Pacita Abad with her trapunto painting Ati-Atihan, 1983, wearing garments and jewelry collected on her travels; courtesy Pacita Abad Art Estate

The first retrospective of Pacita Abad (born 1946, Basco, Philippines; died 2004, Singapore) features more than 40 works including her signature trapunto paintings: stuffed, quilted canvases Abad adorned with materials and methods she investigated during her lifetime. Over a 32-year career, the prolific artist made a vast number of artworks that traverse a diversity of subjects – from colourful masks to intricately constructed underwater scenes to abstract compositions – revealing visual, material, and conceptual concerns that still resonate today.

When Abad left Manila in 1970, she stopped to visit her aunt in San Francisco where she found a city thrumming with radical political and creative activity. This context of Bay Area progressiv­ism formed the crucible of her growing engagement with art, and her extensive world travels, beginning in 1973, solidified her commitment. Abad, who became a U.S. citizen in 1994, spent time in more than 60 countries across six continents, including Sudan, Bangladesh, Thailand, and Afghanistan, with longer stays in the Philippines, Indonesia, and Singapore. Through her travels, she interacted with myriad artistic communities, incorporating diverse cultural traditions – from Korean ink brush painting to Indonesian batik – into her expansive practice. The portability of these works and use of textiles Abad collected on her travels further reflected her peripatetic existence.
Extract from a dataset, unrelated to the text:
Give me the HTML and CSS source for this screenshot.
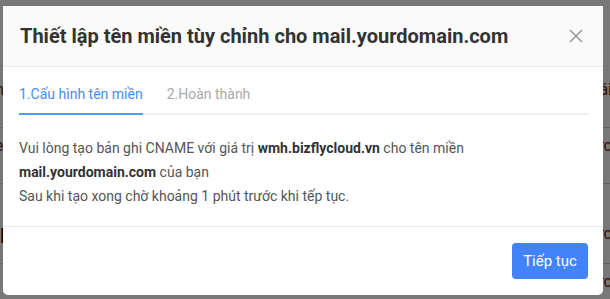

Abad’s embrace of quilting and other kinds of needlework confounded critics, who dismissed her works as naïve, childlike, and ethnic. In fact, Abad’s multifaceted practice articulated a powerful material politics, reflecting her vision of a nonhierarchical world. This exhibition celebrates Abad’s bold self-determination, commitment to social justice, and radical artistic experimentation.

Born in the Philippines to a family of politicians, Abad was greatly influenced by her family’s public service. In 1970, after leading a student demonstration against the Marcos regime, Abad left the Philippines. She intended to move to Madrid to finish a degree in law, but a stop in San Francisco to visit relatives became a long-term stay that would change the trajectory of her life.

1970s San Francisco was a hub of counterculture and social movements and, for Abad, a formative place of creative origin. Here, she met Asian and Latin American immigrants who had left their home countries for economic or sociopolitical reasons. Their stories initially inspired her to pursue studies in immigration law so that she could advocate for their causes. At the same time, Abad immersed herself in the local art scene and fell in love with art as a master’s student in history at Lone Mountain College (now part of the University of San Francisco) after working as the school’s Coordinator of Cultural Affairs. Though Abad received a scholarship to attend law school at UC Berkeley following her master’s degree, the artist chose to forgo her acceptance for travel and research. Art soon became the conduit and catalyst through which she advocated for marginalised people.

Abad became a prolific artist, and her choice of unstretched canvases as her primary medium gave her mobility as she traveled to and lived in over 60 countries with her husband, Jack Garrity, who worked as a development economist for international organisations. Her travels had an enormous impact on her practice as far as forms, materials, motivations, and visual traditions she’d learned about, from sewing and stitching techniques from Rabari women in Rajasthan to mirror embroidery in India.